Entre os lesados há pelo menos um emigrante e um pequeno comerciante que confiaram na sugestão dos funcionários do balcão do BES onde eram clientes de investir nesses títulos que lhes davam um bom retorno e tinham o nome secular da família Espírito Santo a garanti-los, e investiram, e perderam, as poupanças de uma vida, que são regularmente entrevistados pelas televisões. É indecente ter burlado pessoas como eles, e também é indecente deixá-los pendurados por terem comprado gato por lebre sem nenhum regulador o ter evitado, e era facilmente evitável. Há também amigos e familiares do tio Ricardo Salgado, há estrelas da televisão e do desporto, há gente que usa o nó da gravata tão bem apertado que não tem ar de cair numa historieta de funcionário de balcão do banco, mas também investiu nos tais títulos em vez de o investir, pelo menos esse, em paraísos fiscais. Desses, a televisão não costuma contar a história, talvez por receio de distrair o público da justa indignação que lhe causa a burla de que o emigrante e o comerciante foram vítimas. Adiante. Atalhando razões, vão todos receber a massa que já davam por perdida. Uma benção de Natal!
E como é que vai ser feito este pequeno milagre?
Tal como o ilusionista profissional nunca revela os seus truques de magia, o António Costa também não revelou o seu esquema. Nem o presidente Rebelo de Sousa ousou comentar, com medo de errar e dada a sua tradicional parcimónia a comentar o que não conhece.
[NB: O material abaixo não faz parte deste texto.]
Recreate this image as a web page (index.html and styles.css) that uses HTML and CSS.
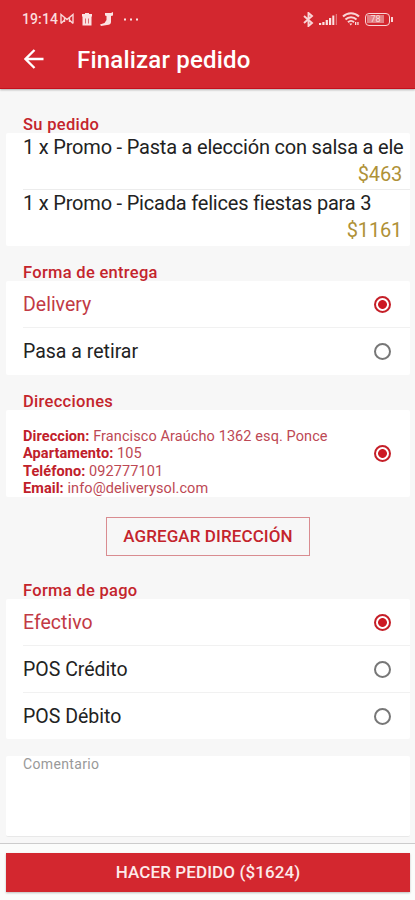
FILE: index.html
```
<!DOCTYPE html>
<html lang="es">
<head>
 <meta charset="UTF-8">
 <meta name="viewport" content="width=device-width, initial-scale=1">
 <title>Finalizar pedido</title>
 <link rel="stylesheet" href="styles.css">
</head>
<body>
 <header class="header">
  <div class="status-bar">
   <span class="clock">19:14</span>
   <svg class="icon-mail" width="14" height="12" viewBox="0 0 14 12"><path d="M1 10.500V1.500l6 5 6-5v9M1 10.500l4-4M13 10.500l-4-4M4.500 4v5M9.500 4v5"/></svg>
   <svg class="icon-trash" width="10" height="13" viewBox="0 0 10 13"><path class="solid" d="M0 1h3V0h4v1h3v2.500H0zM.5 3.500h9V12.500h-9z"/><path class="cut" d="M3.500 5.500v5M6.500 5.500v5"/></svg>
   <svg class="icon-note" width="14" height="14" viewBox="0 0 14 14"><path class="solid" d="M5 1h6l2-1v3.500l-2 .5v6c0 2-1.500 3-4 3l-6 1-1-1.500L4.500 11l2-3V4L5 3.500z"/></svg>
   <svg class="icon-more" width="15" height="3" viewBox="0 0 15 3"><path class="solid" d="M0 .5h2v2H0zM6 .5h2v2H6zM12 .5h2v2h-2z"/></svg>
   <div class="status-right">
    <svg class="icon-bluetooth" width="11" height="15" viewBox="0 0 11 15"><path d="M1 4l8 7-3.500 3V1L9 4l-8 7"/></svg>
    <svg width="18" height="13" viewBox="0 0 18 13"><path class="solid" d="M0 10h2.200v2H0zM3.300 9h2.200v3H3.300zM6.700 7h2.200v5H6.700zM10 5h2.200v7H10zM13.300 2.500h2v9.500h-2z"/><path class="faint" d="M17.300 1v11"/></svg>
    <svg class="icon-wifi" width="18" height="14" viewBox="0 0 18 14"><path d="M1 4.500c4.500-4.300 11.500-4.300 16 0M3.500 7.500c3-3 8-3 11 0M6 10.200c1.700-1.700 4.300-1.700 6 0"/><path class="solid" d="M7.300 11.500h3L8.800 13.500zM13 10h1.300v3H13zM15.300 10h1.300v3h-1.300z"/></svg>
    <div class="battery"><span>78</span></div>
   </div>
  </div>
  <div class="toolbar">
   <svg class="back" width="20" height="20" viewBox="0 0 20 20"><path d="M19.500 10H2M10.500 1L1.500 10l9 9"/></svg>
   <h1>Finalizar pedido</h1>
  </div>
 </header>

 <main>
  <h2 class="h-order">Su pedido</h2>
  <section class="card order">
   <div class="item">
    <p class="name">1 x Promo - Pasta a elección con salsa a ele</p>
    <p class="price">$463</p>
   </div>
   <div class="item">
    <p class="name">1 x Promo - Picada felices fiestas para 3</p>
    <p class="price">$1161</p>
   </div>
  </section>

  <h2 class="h-delivery">Forma de entrega</h2>
  <section class="card delivery">
   <div class="option selected"><span>Delivery</span><i class="radio"></i></div>
   <div class="option"><span>Pasa a retirar</span><i class="radio"></i></div>
  </section>

  <h2 class="h-address">Direcciones</h2>
  <section class="card address">
   <div class="lines">
    <p><b>Direccion:</b> Francisco Araúcho 1362 esq. Ponce</p>
    <p><b>Apartamento:</b> 105</p>
    <p><b>Teléfono:</b> 092777101</p>
    <p><b>Email:</b> info@deliverysol.com</p>
   </div>
   <i class="radio checked"></i>
  </section>
  <button class="add-address">AGREGAR DIRECCIÓN</button>

  <h2 class="h-payment">Forma de pago</h2>
  <section class="card payment">
   <div class="option selected"><span>Efectivo</span><i class="radio"></i></div>
   <div class="option"><span>POS Crédito</span><i class="radio"></i></div>
   <div class="option"><span>POS Débito</span><i class="radio"></i></div>
  </section>

  <section class="card comment">
   <label>Comentario</label>
  </section>
 </main>

 <footer class="footer">
  <button class="submit">HACER PEDIDO ($1624)</button>
 </footer>
</body>
</html>
```
FILE: styles.css
```
:root {
 --red: #d3272f;
 --red-text: #c4242c;
 --gold: #af9137;
}

* {
 box-sizing: border-box;
}

body {
 margin: 0;
 height: 900px;
 display: flex;
 flex-direction: column;
 overflow: hidden;
 background: #f7f7f7;
 color: #222;
 font-family: Roboto, sans-serif;
}

h1, h2, p {
 margin: 0;
}

/* Header */
.header {
 flex: none;
 height: 89px;
 background: var(--red);
 color: #fff;
 border-bottom: 1px solid #c5101c;
 box-shadow: 0 1px 2px rgba(0, 0, 0, 0.3);
}

.header svg {
 flex: none;
 fill: none;
 stroke: #f9d5d6;
 stroke-width: 1.4;
}

.header svg .solid {
 fill: #fbe3e3;
 stroke: none;
}

.header svg .cut {
 stroke: #dc6b70;
 stroke-width: 1;
}

.header svg .faint {
 stroke: #e58b8f;
 stroke-width: 1;
}

.status-bar {
 display: flex;
 align-items: center;
 height: 38px;
 padding: 0 25px 0 22px;
 color: #fbdcdd;
}

.clock {
 width: 38px;
 font-size: 14px;
 font-weight: 500;
 letter-spacing: 0.1px;
}

.icon-trash {
 margin-left: 8px;
}

.icon-note {
 margin-left: 8px;
}

.icon-more {
 margin-left: 10px;
}

.status-right {
 display: flex;
 align-items: center;
 gap: 5px;
 margin-left: auto;
}

.header .icon-bluetooth {
 stroke-width: 1.9;
}

.header .icon-wifi {
 stroke-width: 2;
}

.battery {
 position: relative;
 width: 25px;
 height: 13px;
 border: 1.5px solid #f9d5d6;
 border-radius: 4px;
 padding: 1px;
 font-size: 9px;
 line-height: 8px;
 text-align: center;
}

.battery span {
 display: block;
 width: 17px;
 background: #e37f83;
}

.battery::after {
 content: "";
 position: absolute;
 right: -4px;
 top: 3px;
 width: 2px;
 height: 5px;
 background: #f9d5d6;
}

.toolbar {
 display: flex;
 align-items: center;
 height: 42px;
 padding-left: 24px;
}

.header .back {
 stroke: #fff;
 stroke-width: 2.3;
}

h1 {
 margin-left: 33px;
 padding-top: 2px;
 font-size: 24px;
 font-weight: 500;
 line-height: 28px;
 letter-spacing: 0.2px;
}

/* Content */
main {
 flex: 1;
 display: flex;
 flex-direction: column;
 padding: 0 5px 0 6px;
}

h2 {
 height: 18px;
 padding-left: 17px;
 color: var(--red-text);
 font-size: 16.5px;
 font-weight: 500;
 line-height: 20px;
 letter-spacing: 0.3px;
}

.h-order {
 margin-top: 26px;
}

.h-delivery,
.h-address {
 margin-top: 17px;
}

.h-payment {
 margin-top: 25px;
}

.card {
 background: #fff;
 border-radius: 2px;
 padding-left: 17px;
}

.order {
 height: 113px;
}

.item {
 height: 56px;
 padding-top: 1px;
 line-height: 27px;
 font-size: 20px;
 letter-spacing: -0.2px;
}

.item + .item {
 padding-top: 0;
 border-top: 1px solid #ececec;
}

.name {
 white-space: nowrap;
}

.price {
 padding-right: 8px;
 color: var(--gold);
 text-align: right;
}

.option {
 display: flex;
 align-items: center;
 justify-content: space-between;
 height: 47px;
 padding-right: 19px;
 font-size: 19.5px;
}

.option:first-child {
 height: 46px;
}

.option + .option {
 border-top: 1px solid #f1f1f1;
}

.selected {
 color: #c23a45;
}

.radio {
 flex: none;
 width: 17px;
 height: 17px;
 border: 2px solid #777;
 border-radius: 50%;
}

.selected .radio,
.checked {
 border-color: #c51f28;
 background: radial-gradient(circle, #cc1822 4px, #fff 4.8px);
}

.delivery {
 height: 94px;
}

.address {
 display: flex;
 align-items: center;
 justify-content: space-between;
 height: 87px;
 padding-right: 19px;
}

.lines {
 padding-top: 18px;
 color: #bd4854;
 font-size: 14.5px;
 line-height: 17.3px;
 letter-spacing: 0.09px;
}

.lines b {
 color: #c0202a;
}

.add-address {
 align-self: center;
 width: 204px;
 height: 39px;
 margin-top: 20px;
 padding: 0 0 2px;
 border: 1px solid #d98c90;
 background: transparent;
 color: var(--red-text);
 font: 500 17px Roboto, sans-serif;
 letter-spacing: 0.1px;
}

.comment {
 height: 81px;
 margin-top: 17px;
 border-bottom: 1px solid #e8e8e8;
 color: #999;
 font-size: 14px;
 line-height: 17px;
 letter-spacing: 0.35px;
}

/* Footer */
.footer {
 flex: none;
 height: 57px;
 padding: 9px 5px 0 6px;
 border-top: 1px solid #ccc;
 background: #fbfcfb;
}

.submit {
 display: block;
 width: 100%;
 height: 39px;
 padding: 0 0 2px;
 border: 0;
 background: var(--red);
 box-shadow: 0 1px 2px rgba(0, 0, 0, 0.25);
 color: #fdeaea;
 font: 500 17px Roboto, sans-serif;
 letter-spacing: 0.1px;
}
```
Mas, tal como um carteirista do Metro que tem noção que toda a gente já o reconhece e desconfia sempre dele, e como um verdadeiro socialista para quem o conceito sem custos para... é a chave que abre as portas do coração dos eleitores, o António Costa revelou, pelo menos, que era uma solução sem custos para... o contribuinte.
Mas será mesmo?
Vamos resistir à tentação de concluir o óbvio, se ele diz que é, é porque não é, e analisar os factos.
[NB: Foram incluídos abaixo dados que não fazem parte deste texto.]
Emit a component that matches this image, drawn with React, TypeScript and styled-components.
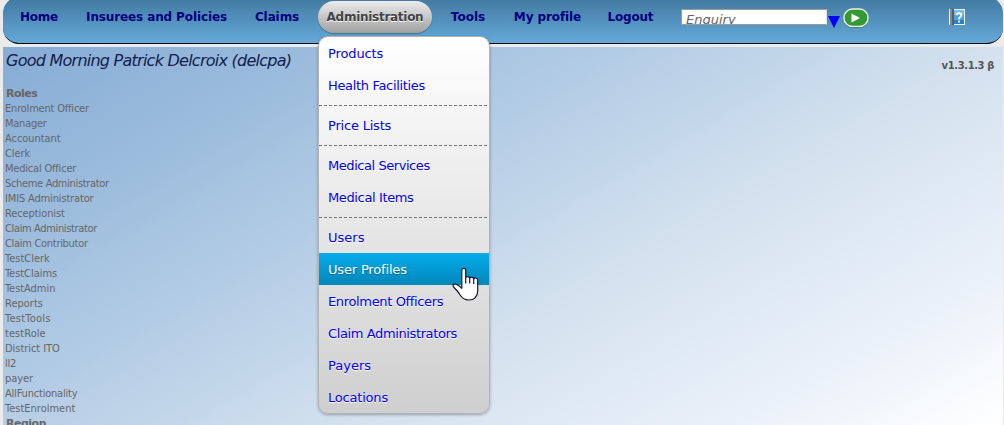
import React from "react";
import styled, { createGlobalStyle, css } from "styled-components";

const GlobalStyle = createGlobalStyle`
  *, *::before, *::after { box-sizing: border-box; }
  html, body { margin: 0; padding: 0; height: 100%; overflow: hidden; }
  body { background: #ebebeb; font-family: "DejaVu Sans", Verdana, sans-serif; }
  ul { list-style: none; margin: 0; padding: 0; }
`;

const Page = styled.div`
  width: 1004px;
  height: 425px;
  padding: 0 1px 0 3px;
  overflow: hidden;
  display: flex;
  flex-direction: column;
`;

const Header = styled.header`
  flex: none;
  height: 47px;
  margin-top: -3px;
  padding-top: 4px;
  display: flex;
  align-items: flex-start;
  border-bottom: 1px solid #000;
  border-radius: 16px;
  background: linear-gradient(#41789f, #64a9d9);
`;

const Nav = styled.nav`
  display: flex;
  gap: 5px;
  padding-left: 3px;
`;

const NavGroup = styled.div`
  display: flex;
`;

const NavItem = styled.div`
  position: relative;
`;

const NavLink = styled.a<{ $width: number; $spacing: number; $active?: boolean }>`
  display: flex;
  align-items: center;
  justify-content: center;
  width: ${(p) => p.$width}px;
  height: 32px;
  border-radius: 16px;
  font-size: 12px;
  font-weight: bold;
  letter-spacing: ${(p) => p.$spacing}px;
  white-space: nowrap;
  color: #000080;
  ${(p) =>
    p.$active &&
    css`
      color: #444;
      background: linear-gradient(#ebebeb, #a1a1a1);
      box-shadow: 0 1px 1px rgba(0, 0, 0, 0.3);
      text-shadow: 0 1px 0 #fff;
    `}
`;

const Dropdown = styled.ul`
  position: absolute;
  z-index: 2;
  top: 35px;
  left: 0;
  width: 172px;
  border: 1px solid #b4b4b4;
  border-radius: 10px;
  background: linear-gradient(#fff, #cfcfcf);
  box-shadow: 0 1px 3px rgba(0, 0, 0, 0.3);
`;

const MenuItem = styled.li<{ $selected?: boolean; $spacing: number }>`
  display: flex;
  align-items: center;
  height: 32px;
  padding: 1px 0 0 9px;
  font-size: 13px;
  letter-spacing: ${(p) => p.$spacing}px;
  white-space: nowrap;
  color: #0000f0;
  text-shadow: 0 1px 1px #fff;
  ${(p) =>
    p.$selected &&
    css`
      color: #fff;
      background: linear-gradient(#04acec, #0186ba);
      text-shadow: 0 1px 1px rgba(0, 0, 0, 0.3);
    `}
`;

const Separator = styled.li`
  height: 8px;
  padding-top: 4px;
  &::after {
    content: "";
    display: block;
    height: 1px;
    background: repeating-linear-gradient(90deg, #777 0 3px, transparent 3px 5px);
  }
`;

const Search = styled.div`
  display: flex;
  align-items: flex-start;
  margin: 8px 0 0 11px;
`;

const SearchField = styled.div`
  width: 146px;
  height: 16px;
  padding-left: 4px;
  overflow: hidden;
  border: 1px solid #9b9b9b;
  border-right-color: #e4e4e4;
  background: #fff;
  color: #666;
  font-size: 13px;
  font-style: italic;
  line-height: 20px;
`;

const Triangle = styled.svg`
  display: block;
  margin: 7px 0 0 1px;
`;

const GoButton = styled.svg`
  display: block;
  margin: -1px 0 0 3px;
`;

const HelpIcon = styled.svg`
  display: block;
  margin: 8px 0 0 80px;
`;

const Main = styled.main`
  flex: 1;
  margin-top: 3px;
  display: flex;
  justify-content: space-between;
  align-items: flex-start;
  overflow: hidden;
  background: linear-gradient(150deg, #86acd5 0%, #9abbdc 19%, #b9d0e7 42%, #d3e1ee 60%, #ebf1fa 84%, #fff 100%);
`;

const Info = styled.section`
  padding: 4px 0 0 2px;
`;

const Greeting = styled.h1`
  margin: 0;
  padding-left: 1px;
  height: 35px;
  font-size: 16px;
  font-style: italic;
  font-weight: normal;
  line-height: 19px;
  letter-spacing: -0.75px;
  white-space: nowrap;
  color: #13204c;
`;

const ListTitle = styled.h2`
  margin: 0;
  padding-left: 1px;
  font-size: 11px;
  line-height: 15px;
  letter-spacing: -0.5px;
  color: #666;
`;

const Role = styled.li<{ $spacing: number }>`
  height: 15px;
  font-family: "DejaVu Sans Condensed", "DejaVu Sans", sans-serif;
  font-size: 11px;
  line-height: 15px;
  letter-spacing: ${(p) => p.$spacing}px;
  white-space: nowrap;
  color: #666;
`;

const Version = styled.div`
  padding: 12px 9px 0 0;
  font-size: 10px;
  font-weight: bold;
  line-height: 14px;
  letter-spacing: -0.4px;
  color: #555;
`;

const Cursor = styled.svg`
  position: absolute;
  z-index: 3;
  left: 133px;
  top: 230px;
`;

const roles: [string, number][] = [
  ["Enrolment Officer", -0.2],
  ["Manager", -0.25],
  ["Accountant", -0.05],
  ["Clerk", -0.05],
  ["Medical Officer", -0.2],
  ["Scheme Administrator", -0.33],
  ["IMIS Administrator", -0.15],
  ["Receptionist", -0.1],
  ["Claim Administrator", -0.36],
  ["Claim Contributor", -0.3],
  ["TestClerk", 0],
  ["TestClaims", -0.05],
  ["TestAdmin", -0.05],
  ["Reports", 0],
  ["TestTools", 0.25],
  ["testRole", 0.05],
  ["District ITO", -0.05],
  ["ll2", -0.3],
  ["payer", -0.1],
  ["AllFunctionality", -0.2],
  ["TestEnrolment", 0],
];

const menuGroups: [string, number][][] = [
  [["Products", -0.12], ["Health Facilities", -0.33]],
  [["Price Lists", -0.2]],
  [["Medical Services", -0.44], ["Medical Items", -0.37]],
  [
    ["Users", 0],
    ["User Profiles", -0.17],
    ["Enrolment Officers", -0.35],
    ["Claim Administrators", -0.38],
    ["Payers", 0],
    ["Locations", -0.2],
  ],
];

const navGroups = [
  [
    { label: "Home", width: 66, spacing: -0.2 },
    { label: "Insurees and Policies", width: 169, spacing: -0.12 },
    { label: "Claims", width: 72, spacing: -0.1 },
  ],
  [
    { label: "Administration", width: 114, spacing: -0.28 },
    { label: "Tools", width: 72, spacing: 0 },
    { label: "My profile", width: 87, spacing: -0.1 },
    { label: "Logout", width: 79, spacing: -0.2 },
  ],
];

function AdministrationMenu() {
  return (
    <Dropdown>
      {menuGroups.map((group, i) => (
        <React.Fragment key={i}>
          {i > 0 && <Separator />}
          {group.map(([label, spacing]) => (
            <MenuItem key={label} $spacing={spacing} $selected={label === "User Profiles"}>
              {label}
            </MenuItem>
          ))}
        </React.Fragment>
      ))}
      <Cursor width="27" height="35" viewBox="0 0 27 35">
        <path
          d="M9.8 3.3C9.8.8 13.7.8 13.7 3.3V11c0-2 4-2 4 .5 0-2 4-1.8 4 .5 0-1.6 4-1.4 4 1V24c0 5.5-3.5 9-8.7 9-4.2 0-7.2-2-9.2-5.5-1.2-2.3-3.3-4.5-5.8-7C0 18.6 1.8 16.4 4 17.3c2.2.8 4 2.2 5.8 4Z"
          fill="#fff" stroke="#17172c" strokeWidth="1.2" strokeLinejoin="round"
        />
        <path d="M13.7 11v5.5M17.7 11.5v5M21.7 12v5" fill="none" stroke="#17172c" strokeWidth="1.2" />
      </Cursor>
    </Dropdown>
  );
}

export default function App() {
  return (
    <>
      <GlobalStyle />
      <Page>
        <Header>
          <Nav>
            {navGroups.map((group, i) => (
              <NavGroup key={i}>
                {group.map(({ label, width, spacing }) => (
                  <NavItem key={label}>
                    <NavLink $width={width} $spacing={spacing} $active={label === "Administration"}>
                      {label}
                    </NavLink>
                    {label === "Administration" && <AdministrationMenu />}
                  </NavItem>
                ))}
              </NavGroup>
            ))}
          </Nav>
          <Search>
            <SearchField>Enquiry</SearchField>
            <Triangle width="12" height="12" viewBox="0 0 12 12">
              <path d="M0 0H12L6 12Z" fill="#0000ff" />
            </Triangle>
            <GoButton width="26" height="20" viewBox="0 0 26 20">
              <rect x="1" y="1.8" width="24" height="18" rx="8.5" fill="#17401c" />
              <rect x="1" y="1" width="24" height="17.5" rx="8.5" fill="#339933" stroke="#e9f2e9" strokeWidth="1.4" />
              <path d="M8.5 5.5v9l8.5-4.5Z" fill="#fff" />
            </GoButton>
          </Search>
          <HelpIcon width="16" height="16" viewBox="0 0 16 16">
            <rect width="16" height="16" fill="#eef4f8" />
            <rect x="1" width="2" height="16" fill="#85878a" />
            <rect x="3" width="2" height="16" fill="#5b5d60" />
            <rect x="5" y="1" width="10" height="5" fill="#79bce8" />
            <rect x="5" y="6" width="10" height="5" fill="#4fa3dc" />
            <rect x="5" y="11" width="10" height="4" fill="#2484cb" />
            <path d="M7.5 6.2C7.5 3.4 12.3 3.4 12.3 6.2 12.3 8 9.9 7.8 9.9 10.2M9.9 11.5v2" fill="none" stroke="#fff" strokeWidth="1.8" />
          </HelpIcon>
        </Header>
        <Main>
          <Info>
            <Greeting>Good Morning Patrick Delcroix (delcpa)</Greeting>
            <ListTitle>Roles</ListTitle>
            <ul>
              {roles.map(([role, spacing]) => (
                <Role key={role} $spacing={spacing}>{role}</Role>
              ))}
            </ul>
            <ListTitle>Region</ListTitle>
          </Info>
          <Version>v1.3.1.3 β</Version>
        </Main>
      </Page>
    </>
  );
}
A solução passa por alguém obter um crédito para, com esse dinheiro emprestado, reembolsar os lesados. Como é normal, apesar de ser bizarramente elevado o número de pessoas, incluindo doutorados e doutorandos em economia, que não têm esta noção, o crédito será reembolsado ao credor no fim prazo contratado com o devedor. E, como seria de esperar nesta situação específica, será reembolsado a partir da massa falida do banco. Mas os credores tendem a não ser parvos, e não concedem o crédito sem uma garantia contratual dada por quem eles tenham a certeza que o consiga reembolsar se o reembolso a partir da massa falida não for possível ou suficiente. Quem vai prestar a garantia? O Estado. E a massa falida será suficiente? Se fosse, não havia lesados do BES, nem se estava a discutir o problema, nem a procurar soluções, bastava deixar a justiça funcionar até eles serem devidamente reembolsados. A massa falida não é suficiente. Sendo assim, quando o crédito chegar à maturidade, a garantia vai ser executada e vai ser o Estado a fazer o reembolso. Com que dinheiro? Com o dinheiro dos contribuintes...
Tanta análise para regressar ao ponto de partida, quem vai pagar a prenda de Natal do António Costa e do padrinho de casamento aos lesados do BES vão ser os contribuintes. Valia mais termos confiado no nosso instinto e concluído logo à partida que seria assim. Até porque o António Costa é, ele sim, ao contrário dos banqueiros da família Espírito Santo, um valor seguro que nunca desilude: mente sempre.